Skip-Care Is The Latest Korean Skincare Trend & It's Dermatologist-Approved

Popularised in Korea, the complex, 7-step routine of layering mists, essences, serums and more has taken the skincare sphere by storm. But using so many products at once can be a recipe for disaster for most, causing clogged pores, irritation and a host of other skin bugbears.
It's no wonder, then, that 'skip-care' – a trend which consists of skipping certain steps and ditching unnecessary products – is gaining traction among Korean millennials, according to Byrdie. It might be a new movement, but skip-care is currently all over Instagram, with Korean brands such as Jullai and AmorePacific waving the flag. The best part? Skip-care is expert-approved.
"Layering seven or 10 products over each other morning and evening has always seemed excessive to me and a surefire way to increase your risk of breaking out," says London-based consultant dermatologist, Dr Justine Kluk, "so drilling a skincare routine down to the essentials makes perfect sense. I always tell my patients to keep things simple, but this doesn’t mean you should scrimp on things you need."

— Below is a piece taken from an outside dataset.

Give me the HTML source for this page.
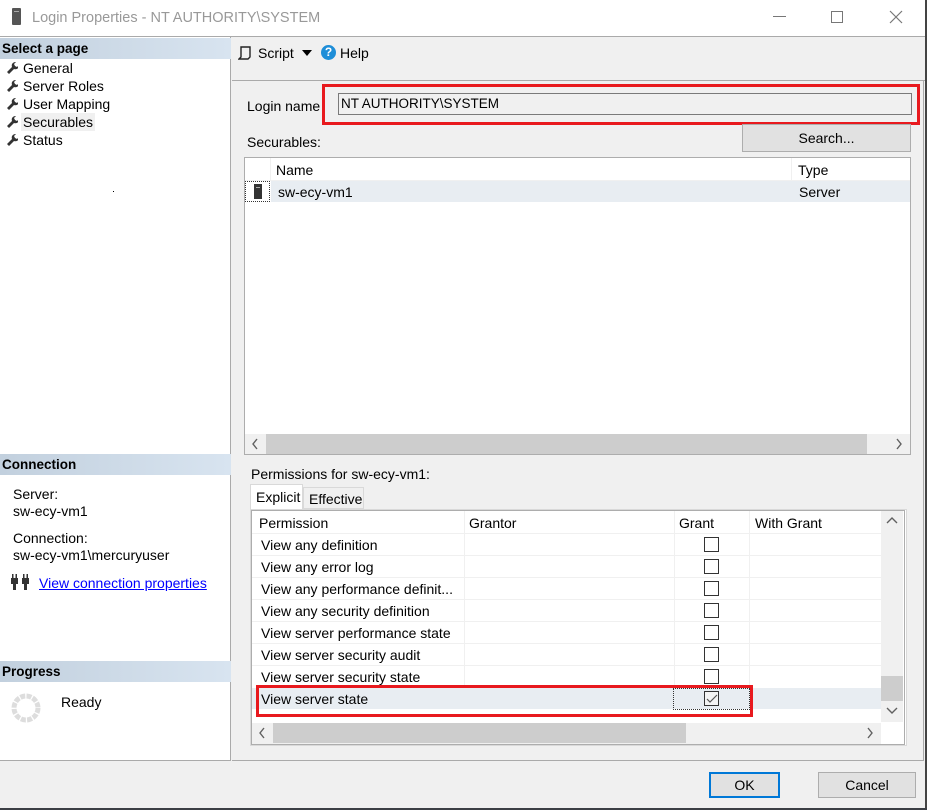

So which products should a good, solid skincare routine consist of? "In the morning, use a cleanser, antioxidant serum and sun protection moisturiser or sunscreen," says Dr Kluk. Cleansing is the lynchpin of a good skincare routine, so those who are acne-prone might find La Roche-Posay's Effaclar Purifying Cleansing Gel, £12, beneficial for gently eradicating oil without stripping skin, while combination skin will do well with Boots' Tea Tree & Witch Hazel Foaming Face Wash, £4.19. If you have dry to 'normal' skin (no skin troubles) try Lixirskin's Electrogel Cleanser, £25, or you can work out the best cleanser for your skin type here.
Sun protection is also an incredibly important part of a morning skincare routine. Recent research has found that SPF in moisturiser might not be providing you with the best protection, so it pays to opt for a separate product, which should be applied over moisturiser. Dermatologists recommend Heliocare's 360 Gel Oil-Free SPF 50, £31, for all skin types.
In the evening, Dr Kluk suggests using a makeup remover if you've been wearing products during the day (R29 rates A'kin's Cleansing Micellar Water, £12.50), following with a cleanser (a proper, water-based cleanse) and a vitamin A cream (aka retinol) or hydrating serum or moisturiser. "Depending on age and priorities, a peptide-containing product can be added morning and evening to the eye contour, neck and décolleté," Dr Kluk adds.
With new research suggesting adult acne is widespread among women over 25, Dr Kluk, who specialises in the skin condition, offers some extra useful tips. "If you have pimples (pustules or cysts from acne), I would steer away from scrubs which tend to increase swelling, soreness, redness and inflammation," she explains. "Avoid oils altogether if you get blackheads or closed comedones, which are those pesky skin-coloured bumps that often lead to acne flare-ups."
"The same goes for heaping on layers of different serums," adds Dr Kluk. "Always check to see that products are labelled non-comedogenic (which means they won't clog your pores) or ask your dermatologist for suggestions if you’re taking prescription treatment for acne. There are a number of online ingredients checkers that can help you identify the worst pore clogging culprits."